UNEP executive director Achim Steiner noted there are clearly a great deal of assumptions underlying the figures, but they do provide an indication of where countries are and perhaps more importantly, where they need to aim.

“No one should assume that [the pledges] will be enough,” he said at the launch, held on the sidelines of the three-day Simultaneous Extraordinary Meetings of the Conference of Parties to the Basel, Rotterdam and Stockholm conventions in Nusa Dua, Bali.

The conference will conclude Wednesday, the same day as the opening of the UNEP’s Governing Council/Global Ministerial Environment Forum, the largest such meeting since the Copenhagen Climate Conference last December.

The study, based on estimates by researchers at nine leading centers, has analyzed the pledges of 60 developed and developing countries recently submitted to the UN Framework Convention on Climate Change.

The centers have now estimated how far these pledges go toward meeting a reasonable “peak” in emissions depending on whether the high of the low intensions are met.

“The expected emissions for 2020 range between 48.8 to 51.2 Gt of CO2 equivalent based on whether high or low pledges will be fulfilled,” it said.

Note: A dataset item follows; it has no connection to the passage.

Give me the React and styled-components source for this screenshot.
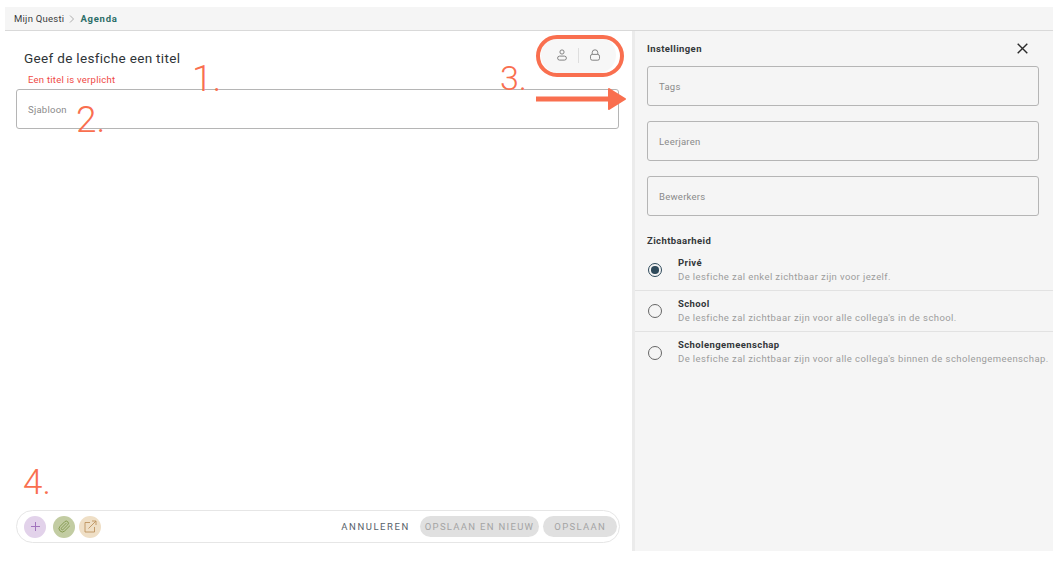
import React from 'react';
import styled, { createGlobalStyle } from 'styled-components';

const GlobalStyle = createGlobalStyle`
  html, body { margin: 0; padding: 0; background: #fff; }
  body { font-family: "Roboto", "Liberation Sans", sans-serif; color: #2f3437; }
  * { box-sizing: border-box; }
`;

const Page = styled.div`
  position: relative;
  width: 1061px;
  height: 571px;
  padding: 7px 8px 20px 5px;
  overflow: hidden;
`;

const Frame = styled.div`
  height: 100%;
  display: flex;
  flex-direction: column;
`;

const TopBar = styled.div`
  height: 24px;
  flex: none;
  display: flex;
  align-items: center;
  gap: 5px;
  padding-left: 9px;
  background: #f5f5f5;
  border-bottom: 1px solid #d9d9d9;
  font-size: 9.5px;
  letter-spacing: 0.25px;
`;

const Crumb = styled.span`
  color: ${p => (p.$active ? '#2c6e68' : '#3a3d40')};
  font-weight: ${p => (p.$active ? 700 : 400)};
  letter-spacing: ${p => (p.$active ? '0.75px' : '0.25px')};
`;

const Body = styled.div`
  flex: 1;
  display: flex;
  min-height: 0;
`;

const Main = styled.main`
  width: 627px;
  flex: none;
  display: flex;
  flex-direction: column;
  padding: 0 13px 8px 11px;
  background: #fff;
`;

const HeaderRow = styled.div`
  display: flex;
  justify-content: space-between;
  align-items: center;
  height: 38px;
  margin-top: 5px;
`;

const Title = styled.h1`
  margin: 6px 0 0 8px;
  font-size: 13.5px;
  font-weight: 400;
  letter-spacing: 0.33px;
  color: #2f3437;
`;

const IconPill = styled.div`
  display: flex;
  align-items: center;
  gap: 10px;
  width: 75px;
  height: 36px;
  margin-right: 3px;
  padding-left: 15px;
  border-radius: 18px;
  background: #f7f7f7;
  color: #777;
`;

const Sep = styled.span`
  width: 1px;
  height: 15px;
  background: #dedede;
`;

const ErrorText = styled.div`
  margin: 0 0 4px 12px;
  font-size: 9.5px;
  line-height: 11px;
  letter-spacing: 0.25px;
  color: #ef4a46;
`;

const Field = styled.div`
  height: 40px;
  flex: none;
  display: flex;
  align-items: center;
  padding-left: 11px;
  border: 1px solid #b5b5b5;
  border-radius: 3px;
  background: ${p => (p.$muted ? '#f5f5f5' : '#fff')};
  font-size: 9.5px;
  letter-spacing: 0.25px;
  color: #8a8a8a;
`;

const Footer = styled.div`
  margin-top: auto;
  margin-right: -1px;
  height: 33px;
  display: flex;
  align-items: center;
  gap: 4px;
  padding: 0 2px 0 7px;
  border: 1px solid #e6e6e6;
  border-radius: 17px;
`;

const RoundButton = styled.span`
  width: 22px;
  height: 22px;
  margin-right: ${p => p.$gap || 0}px;
  display: flex;
  align-items: center;
  justify-content: center;
  border-radius: 50%;
  background: ${p => p.$bg};
  color: ${p => p.$fg};
`;

const Cancel = styled.span`
  margin-left: auto;
  margin-right: 6px;
  font-size: 9.5px;
  letter-spacing: 1.55px;
  color: #56626a;
`;

const SaveButton = styled.span`
  height: 21px;
  display: flex;
  align-items: center;
  padding: 0 ${p => p.$pad}px;
  border-radius: 11px;
  background: #e0e0e0;
  font-size: 9.5px;
  letter-spacing: 1.3px;
  color: #a4a4a4;
`;

const Divider = styled.div`
  width: 3px;
  flex: none;
  background: #ebebeb;
`;

const Side = styled.aside`
  flex: 1;
  min-width: 0;
  background: #f5f5f5;
`;

const SideHead = styled.div`
  height: 35px;
  display: flex;
  align-items: center;
  justify-content: space-between;
  padding: 0 25px 0 12px;
`;

const SectionTitle = styled.div`
  font-size: 9.5px;
  font-weight: 700;
  letter-spacing: 0.4px;
  color: #33373a;
`;

const Fields = styled.div`
  display: flex;
  flex-direction: column;
  gap: 15px;
  padding: 0 14px 0 12px;
`;

const Visibility = styled(SectionTitle)`
  margin: 19px 0 3px 12px;
  line-height: 12px;
`;

const Option = styled.div`
  height: 41px;
  display: flex;
  align-items: center;
  gap: 16px;
  padding: 0 0 0 13px;
  border-bottom: ${p => (p.$last ? 'none' : '1px solid #e2e2e2')};
`;

const Radio = styled.span`
  width: 14px;
  height: 14px;
  flex: none;
  display: flex;
  align-items: center;
  justify-content: center;
  border: 1.3px solid ${p => (p.$checked ? '#2f4a5b' : '#666')};
  border-radius: 50%;
  &::after {
    content: '';
    display: ${p => (p.$checked ? 'block' : 'none')};
    width: 7.5px;
    height: 7.5px;
    border-radius: 50%;
    background: #2f4a5b;
  }
`;

const OptionText = styled.div`
  white-space: nowrap;
  margin-top: -1px;
`;

const OptionName = styled.div`
  font-size: 9.5px;
  line-height: 14px;
  font-weight: 700;
  letter-spacing: 0.4px;
  color: #33373a;
`;

const OptionDesc = styled.div`
  font-size: 9.5px;
  line-height: 14px;
  letter-spacing: 0.41px;
  color: #9c9c9c;
`;

const CloseButton = styled.svg`
  display: block;
  color: #2b2b2b;
`;

/* review notes drawn on top of the screenshot */
const Note = styled.span`
  position: absolute;
  left: ${p => p.$x}px;
  top: ${p => p.$y}px;
  font-size: ${p => p.$size}px;
  line-height: 40px;
  font-weight: 300;
  color: #f96f4f;
`;

const Ring = styled.div`
  position: absolute;
  left: 536px;
  top: 35px;
  width: 88px;
  height: 42px;
  border: 4px solid #f96f4f;
  border-radius: 21px;
`;

const ArrowMark = styled.svg`
  position: absolute;
  left: 535px;
  top: 86px;
`;

const options = [
  { name: 'Privé', desc: 'De lesfiche zal enkel zichtbaar zijn voor jezelf.', checked: true },
  { name: 'School', desc: "De lesfiche zal zichtbaar zijn voor alle collega's in de school." },
  { name: 'Scholengemeenschap', desc: "De lesfiche zal zichtbaar zijn voor alle collega's binnen de scholengemeenschap.", last: true },
];

const App = () => {
  return (
    <Page>
      <GlobalStyle />
      <Frame>
        <TopBar>
          <Crumb>Mijn Questi</Crumb>
          <svg width="6" height="8" viewBox="0 0 6 8" fill="none" stroke="#999" strokeWidth="0.8">
            <path d="M1 0.5 L4.5 4 L1 7.5" />
          </svg>
          <Crumb $active>Agenda</Crumb>
        </TopBar>
        <Body>
          <Main>
            <HeaderRow>
              <Title>Geef de lesfiche een titel</Title>
              <IconPill>
                <svg width="12" height="12" viewBox="0 0 12 12" fill="none" stroke="currentColor" strokeWidth="0.9">
                  <circle cx="6" cy="3" r="2.1" />
                  <rect x="1.6" y="7.1" width="8.8" height="4" rx="2" />
                </svg>
                <Sep />
                <svg width="12" height="12" viewBox="0 0 12 12" fill="none" stroke="currentColor" strokeWidth="0.9">
                  <path d="M3.2 5.4 V3.6 a2.8 2.8 0 0 1 5.6 0 V5.4" />
                  <rect x="1.5" y="5.4" width="9" height="5.8" rx="1.8" />
                </svg>
              </IconPill>
            </HeaderRow>
            <ErrorText>Een titel is verplicht</ErrorText>
            <Field>Sjabloon</Field>
            <Footer>
              <RoundButton $bg="#e2d2ea" $fg="#a274bd" $gap={3}>
                <svg width="11" height="11" viewBox="0 0 11 11" stroke="currentColor" strokeWidth="1">
                  <path d="M5.5 1 V10 M1 5.5 H10" />
                </svg>
              </RoundButton>
              <RoundButton $bg="#c2cca2" $fg="#84994f">
                <svg width="13" height="13" viewBox="0 0 24 24" fill="none" stroke="currentColor" strokeWidth="1.8" strokeLinecap="round" strokeLinejoin="round">
                  <path d="m21.44 11.05-9.19 9.19a6 6 0 0 1-8.49-8.49l8.57-8.57A4 4 0 1 1 18 8.84l-8.59 8.57a2 2 0 0 1-2.83-2.83l8.49-8.48" />
                </svg>
              </RoundButton>
              <RoundButton $bg="#efdfc6" $fg="#bd935f">
                <svg width="13" height="13" viewBox="0 0 13 13" fill="none" stroke="currentColor" strokeWidth="0.9">
                  <path d="M6 2.5 H1 V12 H10.5 V7" />
                  <path d="M4.5 8.5 L12 1 M8 1 H12 V5" />
                </svg>
              </RoundButton>
              <Cancel>ANNULEREN</Cancel>
              <SaveButton $pad={5}>OPSLAAN EN NIEUW</SaveButton>
              <SaveButton $pad={11}>OPSLAAN</SaveButton>
            </Footer>
          </Main>
          <Divider />
          <Side>
            <SideHead>
              <SectionTitle>Instellingen</SectionTitle>
              <CloseButton width="11" height="11" viewBox="0 0 11 11" stroke="currentColor" strokeWidth="1.4">
                <path d="M0.7 0.7 L10.3 10.3 M10.3 0.7 L0.7 10.3" />
              </CloseButton>
            </SideHead>
            <Fields>
              <Field $muted>Tags</Field>
              <Field $muted>Leerjaren</Field>
              <Field $muted>Bewerkers</Field>
            </Fields>
            <Visibility>Zichtbaarheid</Visibility>
            {options.map(o => (
              <Option key={o.name} $last={o.last}>
                <Radio $checked={o.checked} />
                <OptionText>
                  <OptionName>{o.name}</OptionName>
                  <OptionDesc>{o.desc}</OptionDesc>
                </OptionText>
              </Option>
            ))}
          </Side>
        </Body>
      </Frame>

      <Note $x={192} $y={59} $size={37}>1.</Note>
      <Note $x={76} $y={100} $size={37}>2.</Note>
      <Note $x={500} $y={58} $size={34}>3.</Note>
      <Note $x={23} $y={463} $size={35}>4.</Note>
      <Ring />
      <ArrowMark width="92" height="26" viewBox="0 0 92 26">
        <path d="M1 13 H76" stroke="#f96f4f" strokeWidth="5" />
        <path d="M74 3 L90 13 L74 23 Z" fill="#f96f4f" stroke="#f96f4f" strokeWidth="2" strokeLinejoin="round" />
      </ArrowMark>
    </Page>
  );
};

export default App;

Emissions in 2020 need to be between 40 and 48.3 Gt to meet the 2 degree Celsius aim in 2050.

“There clearly is a ‘Gigaton gap’, which may be significant according to some of the modelers and if over the next few years only the lower end of nations’ ambitions are fulfilled,” Steiner said.

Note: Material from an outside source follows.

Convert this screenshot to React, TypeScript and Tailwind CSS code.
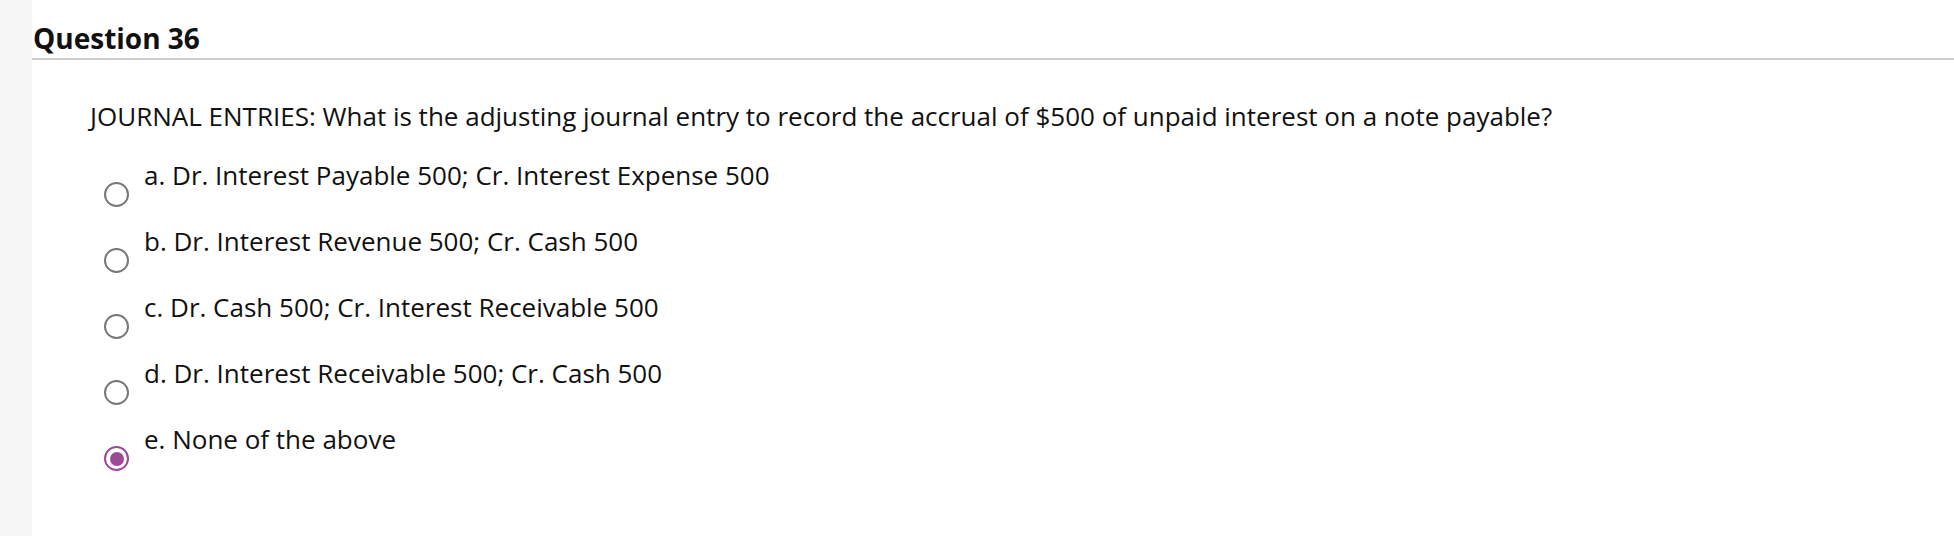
import React from "react";

const options = [
  { label: "a. Dr. Interest Payable 500; Cr. Interest Expense 500", checked: false },
  { label: "b. Dr. Interest Revenue 500; Cr. Cash 500", checked: false },
  { label: "c. Dr. Cash 500; Cr. Interest Receivable 500", checked: false },
  { label: "d. Dr. Interest Receivable 500; Cr. Cash 500", checked: false },
  { label: "e. None of the above", checked: true },
];

function Radio({ checked }: { checked: boolean }) {
  if (checked) {
    return (
      <span className="flex h-[25px] w-[25px] shrink-0 items-center justify-center rounded-full border-2 border-[#9b4a97] bg-white">
        <span className="h-[14px] w-[14px] rounded-full bg-[#9b4a97]" />
      </span>
    );
  }
  return <span className="block h-[25px] w-[25px] shrink-0 rounded-full border-2 border-[#777777] bg-white" />;
}

export default function App() {
  return (
    <div
      className="flex h-[536px] w-[1954px] bg-white text-[#111111]"
      style={{ fontFamily: '"Open Sans", "Noto Sans", sans-serif' }}
    >
      <div className="w-[32px] shrink-0 bg-[#f7f7f7]" />
      <div className="flex-1">
        <div className="mt-[22px] border-b-2 border-[#cccccc] pb-[3px] pl-[1px]">
          <h2 className="text-[28px] font-bold leading-[33px] text-[#111111]">Question 36</h2>
        </div>
        <div className="pl-[58px] pt-[38px]">
          <p className="text-[26px] leading-[36px]">
            JOURNAL ENTRIES: What is the adjusting journal entry to record the accrual of $500 of unpaid interest on a note payable?
          </p>
          <div className="mt-[23px] flex flex-col">
            {options.map((o) => (
              <label key={o.label} className="flex h-[66px] items-start gap-[15px] pl-[14px]">
                <span className="pt-[25px]">
                  <Radio checked={o.checked} />
                </span>
                <span className="text-[26px] leading-[36px]">{o.label}</span>
              </label>
            ))}
          </div>
        </div>
      </div>
    </div>
  );
}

“This needs to be bridged, and bridged quickly, if the international community is to protectively manage emissions down in a way that makes economic sense.”

Indonesian delegate Liana Bratasida, who is the environment minister’s assistant for global environment affairs and international cooperation, acknowledged the Copenhagen Accord as an important step, mainly for treating mitigation and adaptation efforts equally.

“But the [emissions cuts] pledges from the developed countries are far from enough,” she said.

The US, which refused to ratify the Kyoto Protocol of 5 percent emission cuts, would only aim to cut its emissions by 17 percent by 2020 compared to 2005 levels.